*Required work*: Set down each line of the material that follows, exactly, with no pictures.

------------------------------------------------------------------------

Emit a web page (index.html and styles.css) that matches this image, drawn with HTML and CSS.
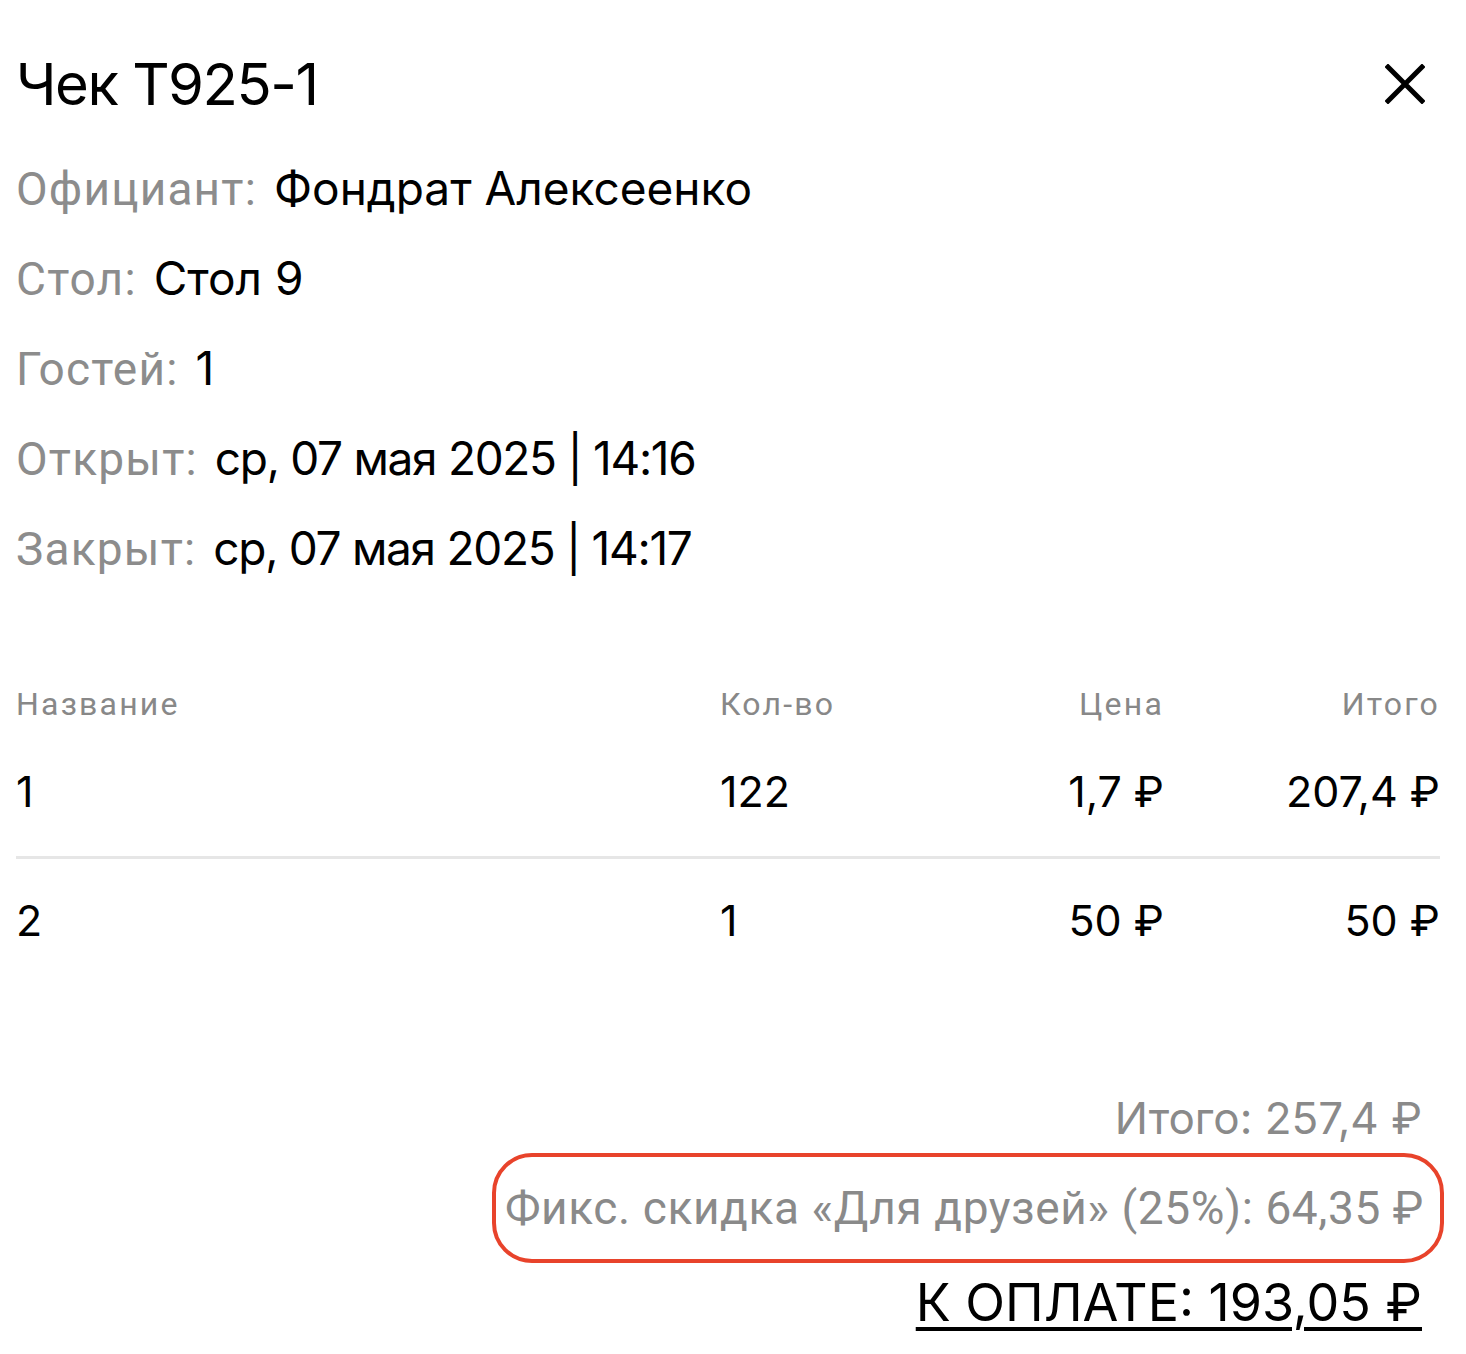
FILE: index.html
```html
<!DOCTYPE html>
<html>

<head>
    <title>Чек T925-1</title>
    <link rel="stylesheet" href="styles.css">
</head>

<body>
    <div class="receipt">
        <div class="receipt-header">
            <h1 class="receipt-title">Чек T925-1</h1>
            <button class="close-btn" type="button" aria-label="Закрыть">
                <svg width="40" height="40" viewBox="0 0 40 40">
                    <path d="M3 3 L37 37 M37 3 L3 37" stroke="#000" stroke-width="5" stroke-linecap="square" fill="none" />
                </svg>
            </button>
        </div>

        <div class="info">
            <div class="info-row"><span class="info-label">Официант:</span> <span class="info-value">Фондрат Алексеенко</span></div>
            <div class="info-row"><span class="info-label">Стол:</span> <span class="info-value">Стол 9</span></div>
            <div class="info-row"><span class="info-label">Гостей:</span> <span class="info-value">1</span></div>
            <div class="info-row"><span class="info-label">Открыт:</span> <span class="info-value date">ср, 07 мая 2025 | 14:16</span></div>
            <div class="info-row"><span class="info-label">Закрыт:</span> <span class="info-value date">ср, 07 мая 2025 | 14:17</span></div>
        </div>

        <table class="items">
            <thead>
                <tr>
                    <th class="col-name">Название</th>
                    <th class="col-count">Кол-во</th>
                    <th class="col-price">Цена</th>
                    <th class="col-total">Итого</th>
                </tr>
            </thead>
            <tbody>
                <tr>
                    <td class="col-name">1</td>
                    <td class="col-count">122</td>
                    <td class="col-price">1,7 ₽</td>
                    <td class="col-total">207,4 ₽</td>
                </tr>
                <tr>
                    <td class="col-name">2</td>
                    <td class="col-count">1</td>
                    <td class="col-price">50 ₽</td>
                    <td class="col-total">50 ₽</td>
                </tr>
            </tbody>
        </table>

        <div class="summary">
            <div class="summary-line">Итого: 257,4 ₽</div>
            <div class="summary-line discount">Фикс. скидка «Для друзей» (25%): 64,35 ₽</div>
            <div class="summary-pay">К ОПЛАТЕ: 193,05 ₽</div>
        </div>
    </div>
</body>

</html>
```

FILE: styles.css
```css
body {
    margin: 0;
    background-color: #fff;
    font-family: Inter, "Noto Sans", sans-serif;
    color: #000;
}

.receipt {
    padding: 34px 26px 30px 16px;
}

.receipt-header {
    display: flex;
    justify-content: space-between;
    align-items: center;
}

.receipt-title {
    margin: 0;
    font-size: 58px;
    font-weight: 400;
    line-height: 100px;
    letter-spacing: -1.5px;
}

.close-btn {
    border: none;
    background: none;
    padding: 0;
    margin-right: 15px;
    cursor: pointer;
    display: flex;
}

.info {
    margin-top: 10px;
}

.info-row {
    font-size: 46px;
    line-height: 89px;
}

.info-label {
    font-family: Roboto, sans-serif;
    color: #8c8c8c;
    letter-spacing: 1.2px;
    margin-right: 4px;
}

.date {
    letter-spacing: -1.3px;
}

.items {
    width: 100%;
    border-collapse: collapse;
    margin-top: 92px;
}

.items th {
    font-family: Roboto, sans-serif;
    font-weight: 400;
    font-size: 32px;
    line-height: 36px;
    letter-spacing: 2.2px;
    color: #888;
    padding: 0 0 6px 0;
}

.items td {
    font-size: 43px;
    line-height: 50px;
    padding: 38px 0 40px;
}

.items tbody tr + tr td {
    border-top: 3px solid #e6e6e6;
    padding-top: 36px;
}

.col-name {
    text-align: left;
    width: 704px;
}

.col-count {
    text-align: left;
}

.col-price,
.col-total {
    text-align: right;
}

.col-total {
    width: 276px;
}

.summary {
    display: flex;
    flex-direction: column;
    align-items: flex-end;
    margin-top: 101px;
}

.summary-line {
    font-size: 44px;
    color: #8a8a8a;
    line-height: 64px;
    padding-right: 18px;
}

.discount {
    font-family: Roboto, sans-serif;
    font-size: 46px;
    letter-spacing: 0.6px;
    border: 4px solid #e8432b;
    border-radius: 40px;
    margin-top: 3px;
    padding: 19px 16px 19px 9px;
    margin-right: -4px;
}

.summary-pay {
    font-size: 52px;
    line-height: 80px;
    text-decoration: underline;
    text-decoration-thickness: 4px;
    text-underline-offset: 6px;
    padding-right: 18px;
}
```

------------------------------------------------------------------------

*Correct result*:
Emit a web page (index.html and styles.css) that matches this image, drawn with HTML and CSS.
FILE: index.html
```html
<!DOCTYPE html>
<html>

<head>
    <title>Чек T925-1</title>
    <link rel="stylesheet" href="styles.css">
</head>

<body>
    <div class="receipt">
        <div class="receipt-header">
            <h1 class="receipt-title">Чек T925-1</h1>
            <button class="close-btn" type="button" aria-label="Закрыть">
                <svg width="40" height="40" viewBox="0 0 40 40">
                    <path d="M3 3 L37 37 M37 3 L3 37" stroke="#000" stroke-width="5" stroke-linecap="square" fill="none" />
                </svg>
            </button>
        </div>

        <div class="info">
            <div class="info-row"><span class="info-label">Официант:</span> <span class="info-value">Фондрат Алексеенко</span></div>
            <div class="info-row"><span class="info-label">Стол:</span> <span class="info-value">Стол 9</span></div>
            <div class="info-row"><span class="info-label">Гостей:</span> <span class="info-value">1</span></div>
            <div class="info-row"><span class="info-label">Открыт:</span> <span class="info-value date">ср, 07 мая 2025 | 14:16</span></div>
            <div class="info-row"><span class="info-label">Закрыт:</span> <span class="info-value date">ср, 07 мая 2025 | 14:17</span></div>
        </div>

        <table class="items">
            <thead>
                <tr>
                    <th class="col-name">Название</th>
                    <th class="col-count">Кол-во</th>
                    <th class="col-price">Цена</th>
                    <th class="col-total">Итого</th>
                </tr>
            </thead>
            <tbody>
                <tr>
                    <td class="col-name">1</td>
                    <td class="col-count">122</td>
                    <td class="col-price">1,7 ₽</td>
                    <td class="col-total">207,4 ₽</td>
                </tr>
                <tr>
                    <td class="col-name">2</td>
                    <td class="col-count">1</td>
                    <td class="col-price">50 ₽</td>
                    <td class="col-total">50 ₽</td>
                </tr>
            </tbody>
        </table>

        <div class="summary">
            <div class="summary-line">Итого: 257,4 ₽</div>
            <div class="summary-line discount">Фикс. скидка «Для друзей» (25%): 64,35 ₽</div>
            <div class="summary-pay">К ОПЛАТЕ: 193,05 ₽</div>
        </div>
    </div>
</body>

</html>
```

FILE: styles.css
```css
body {
    margin: 0;
    background-color: #fff;
    font-family: Inter, "Noto Sans", sans-serif;
    color: #000;
}

.receipt {
    padding: 34px 26px 30px 16px;
}

.receipt-header {
    display: flex;
    justify-content: space-between;
    align-items: center;
}

.receipt-title {
    margin: 0;
    font-size: 58px;
    font-weight: 400;
    line-height: 100px;
    letter-spacing: -1.5px;
}

.close-btn {
    border: none;
    background: none;
    padding: 0;
    margin-right: 15px;
    cursor: pointer;
    display: flex;
}

.info {
    margin-top: 10px;
}

.info-row {
    font-size: 46px;
    line-height: 89px;
}

.info-label {
    font-family: Roboto, sans-serif;
    color: #8c8c8c;
    letter-spacing: 1.2px;
    margin-right: 4px;
}

.date {
    letter-spacing: -1.3px;
}

.items {
    width: 100%;
    border-collapse: collapse;
    margin-top: 92px;
}

.items th {
    font-family: Roboto, sans-serif;
    font-weight: 400;
    font-size: 32px;
    line-height: 36px;
    letter-spacing: 2.2px;
    color: #888;
    padding: 0 0 6px 0;
}

.items td {
    font-size: 43px;
    line-height: 50px;
    padding: 38px 0 40px;
}

.items tbody tr + tr td {
    border-top: 3px solid #e6e6e6;
    padding-top: 36px;
}

.col-name {
    text-align: left;
    width: 704px;
}

.col-count {
    text-align: left;
}

.col-price,
.col-total {
    text-align: right;
}

.col-total {
    width: 276px;
}

.summary {
    display: flex;
    flex-direction: column;
    align-items: flex-end;
    margin-top: 101px;
}

.summary-line {
    font-size: 44px;
    color: #8a8a8a;
    line-height: 64px;
    padding-right: 18px;
}

.discount {
    font-family: Roboto, sans-serif;
    font-size: 46px;
    letter-spacing: 0.6px;
    border: 4px solid #e8432b;
    border-radius: 40px;
    margin-top: 3px;
    padding: 19px 16px 19px 9px;
    margin-right: -4px;
}

.summary-pay {
    font-size: 52px;
    line-height: 80px;
    text-decoration: underline;
    text-decoration-thickness: 4px;
    text-underline-offset: 6px;
    padding-right: 18px;
}
```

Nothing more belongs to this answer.